___ Data segment
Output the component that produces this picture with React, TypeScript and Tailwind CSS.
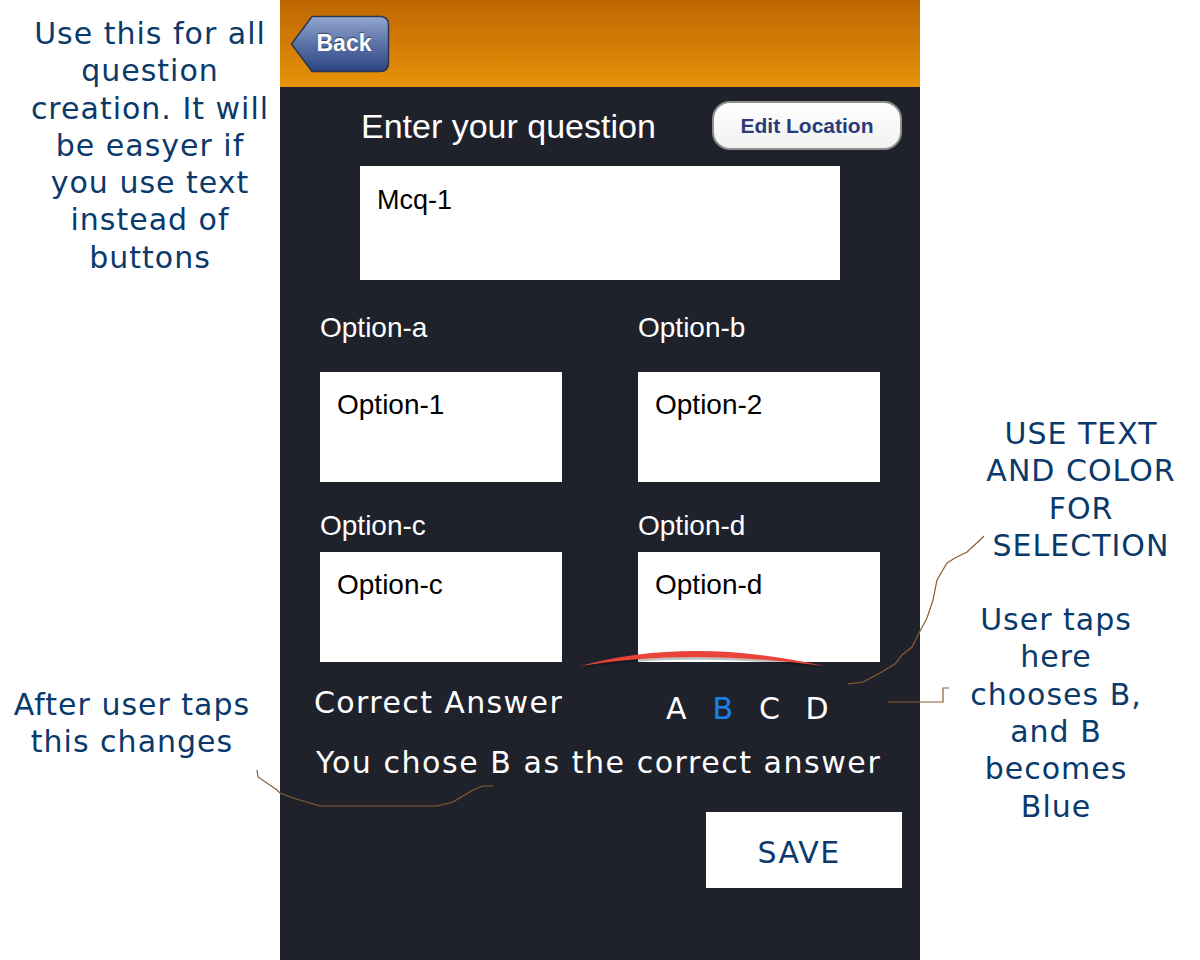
import { useState } from 'react'

const note = "font-['DejaVu_Sans',Verdana,sans-serif] text-[30px] leading-[37.3px] tracking-[1px] text-[#0a3a6b] text-center"
const ios = "font-['Liberation_Sans',Arial,sans-serif]"
const verd = "font-['DejaVu_Sans',Verdana,sans-serif]"

function BackButton() {
  return (
    <div className="relative w-[100px] h-[58px]">
      <svg className="absolute inset-0" width="100" height="58" viewBox="0 0 100 58">
        <defs>
          <linearGradient id="backGrad" x1="0" y1="0" x2="0" y2="1">
            <stop offset="0" stopColor="#95a7d0" />
            <stop offset="0.5" stopColor="#5b72a8" />
            <stop offset="1" stopColor="#2c4580" />
          </linearGradient>
        </defs>
        <path
          d="M1.5 29 L22 1.5 H90 Q98.5 1.5 98.5 10 V48 Q98.5 56.5 90 56.5 H22 Z"
          fill="url(#backGrad)"
          stroke="#2a3552"
          strokeWidth="1.5"
        />
      </svg>
      <span
        className={`${ios} absolute inset-0 flex items-center justify-center pl-[8px] text-[23px] font-bold text-white`}
        style={{ textShadow: '0 -1px 1px rgba(0,0,0,0.5)' }}
      >
        Back
      </span>
    </div>
  )
}

function OptionBox({ text }: { text: string }) {
  return (
    <div className={`${ios} h-[110px] bg-white pl-[17px] pt-[19px] text-[28px] leading-none text-black`}>{text}</div>
  )
}

export default function App() {
  const [answer, setAnswer] = useState('B')
  const letters = ['A', 'B', 'C', 'D']

  return (
    <div className="relative w-[1200px] h-[960px] bg-white flex overflow-hidden">
      {/* left notes */}
      <div className="w-[280px] flex flex-col">
        <div className={`${note} pl-[20px] pt-[15px]`}>
          Use this for all
          <br />
          question
          <br />
          creation. It will
          <br />
          be easyer if
          <br />
          you use text
          <br />
          instead of
          <br />
          buttons
        </div>
        <div className={`${note} pr-[16px] mt-[410px]`}>
          After user taps
          <br />
          this changes
        </div>
      </div>

      {/* phone */}
      <div className="w-[640px] h-[960px] bg-[#1f222b] flex flex-col">
        <div className="h-[87px] bg-gradient-to-b from-[#bd6602] to-[#e8930a] flex items-center pl-[10px]">
          <BackButton />
        </div>

        <div className="mt-[14px] flex items-center justify-between pl-[81px] pr-[18px]">
          <span className={`${ios} text-[34px] leading-none text-white`}>Enter your question</span>
          <button className="w-[190px] h-[49px] rounded-[18px] border-2 border-[#8f8f8f] bg-gradient-to-b from-white to-[#f1f1f1] flex items-center justify-center">
            <span className={`${ios} text-[21px] font-bold text-[#2a3b7a]`}>Edit Location</span>
          </button>
        </div>

        <div className={`${ios} mt-[16px] ml-[80px] w-[480px] h-[114px] bg-white pl-[17px] pt-[21px] text-[27px] leading-none text-black`}>
          Mcq-1
        </div>

        <div className="ml-[40px] mt-[34px] grid grid-cols-[242px_242px] gap-x-[76px]">
          <div className={`${ios} text-[28px] leading-none text-white`}>Option-a</div>
          <div className={`${ios} text-[28px] leading-none text-white`}>Option-b</div>
          <div className="mt-[30px]">
            <OptionBox text="Option-1" />
          </div>
          <div className="mt-[30px]">
            <OptionBox text="Option-2" />
          </div>
          <div className={`${ios} mt-[30px] text-[28px] leading-none text-white`}>Option-c</div>
          <div className={`${ios} mt-[30px] text-[28px] leading-none text-white`}>Option-d</div>
          <div className="mt-[12px]">
            <OptionBox text="Option-c" />
          </div>
          <div className="mt-[12px]">
            <OptionBox text="Option-d" />
          </div>
        </div>

        <div className="mt-[26px] flex items-start pl-[34px]">
          <span className={`${verd} w-[352px] text-[30px] leading-none tracking-[1.4px] text-white`}>Correct Answer</span>
          <div className="mt-[6px] flex">
            {letters.map((l) => (
              <span
                key={l}
                onClick={() => setAnswer(l)}
                className={`${verd} w-[46.5px] text-[30px] leading-none cursor-pointer ${answer === l ? 'text-[#1a80f0]' : 'text-white'}`}
              >
                {l}
              </span>
            ))}
          </div>
        </div>

        <div className={`${verd} mt-[24px] pl-[36px] text-[30px] leading-none tracking-[1.55px] text-white`}>
          You chose {answer} as the correct answer
        </div>

        <button className="mt-[34px] ml-[426px] w-[196px] h-[76px] bg-white flex items-center justify-center pr-[10px] pt-[6px]">
          <span className={`${verd} text-[30px] leading-none tracking-[1.3px] text-[#0b3a6e]`}>SAVE</span>
        </button>
      </div>

      {/* right notes */}
      <div className="w-[280px] flex flex-col">
        <div className={`${note} pl-[42px] pt-[415px]`}>
          USE TEXT
          <br />
          AND COLOR
          <br />
          FOR
          <br />
          SELECTION
        </div>
        <div className={`${note} mt-[37px] pr-[8px]`}>
          User taps
          <br />
          here
          <br />
          chooses B,
          <br />
          and B
          <br />
          becomes
          <br />
          Blue
        </div>
      </div>

      {/* hand-drawn marks */}
      <svg className="absolute inset-0 pointer-events-none" width="1200" height="960" viewBox="0 0 1200 960">
        <path d="M580 668 Q690 639 824 668 Q690 651 580 668 Z" fill="#000" opacity="0.25" />
        <path d="M580 666 Q690 636 824 666 Q690 648 580 666 Z" fill="#ea4339" />
        <polyline
          points="848,684 863,682 880,673 895,664 902,655 912,647 919,633 927,618 933,600 937,580 947,563 955,558 967,552 980,540 984,536"
          fill="none"
          stroke="#8b5d34"
          strokeWidth="1.2"
        />
        <polyline points="888,702 943,702 943,688 949,688" fill="none" stroke="#8b5d34" strokeWidth="1.2" />
        <polyline
          points="257,770 258,777 277,790 280,793 293,798 320,806 437,806 453,802 473,790 483,786 493,786"
          fill="none"
          stroke="#8b5d34"
          strokeWidth="1.2"
        />
      </svg>
    </div>
  )
}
______
Only the lines from the top of the data through the line with "const letters = ['A', 'B', 'C', 'D']" should be quoted, exactly and with both ends kept; skip the pictures.

### Task answer
Output the component that produces this picture with React, TypeScript and Tailwind CSS.
import { useState } from 'react'

const note = "font-['DejaVu_Sans',Verdana,sans-serif] text-[30px] leading-[37.3px] tracking-[1px] text-[#0a3a6b] text-center"
const ios = "font-['Liberation_Sans',Arial,sans-serif]"
const verd = "font-['DejaVu_Sans',Verdana,sans-serif]"

function BackButton() {
  return (
    <div className="relative w-[100px] h-[58px]">
      <svg className="absolute inset-0" width="100" height="58" viewBox="0 0 100 58">
        <defs>
          <linearGradient id="backGrad" x1="0" y1="0" x2="0" y2="1">
            <stop offset="0" stopColor="#95a7d0" />
            <stop offset="0.5" stopColor="#5b72a8" />
            <stop offset="1" stopColor="#2c4580" />
          </linearGradient>
        </defs>
        <path
          d="M1.5 29 L22 1.5 H90 Q98.5 1.5 98.5 10 V48 Q98.5 56.5 90 56.5 H22 Z"
          fill="url(#backGrad)"
          stroke="#2a3552"
          strokeWidth="1.5"
        />
      </svg>
      <span
        className={`${ios} absolute inset-0 flex items-center justify-center pl-[8px] text-[23px] font-bold text-white`}
        style={{ textShadow: '0 -1px 1px rgba(0,0,0,0.5)' }}
      >
        Back
      </span>
    </div>
  )
}

function OptionBox({ text }: { text: string }) {
  return (
    <div className={`${ios} h-[110px] bg-white pl-[17px] pt-[19px] text-[28px] leading-none text-black`}>{text}</div>
  )
}

export default function App() {
  const [answer, setAnswer] = useState('B')
  const letters = ['A', 'B', 'C', 'D']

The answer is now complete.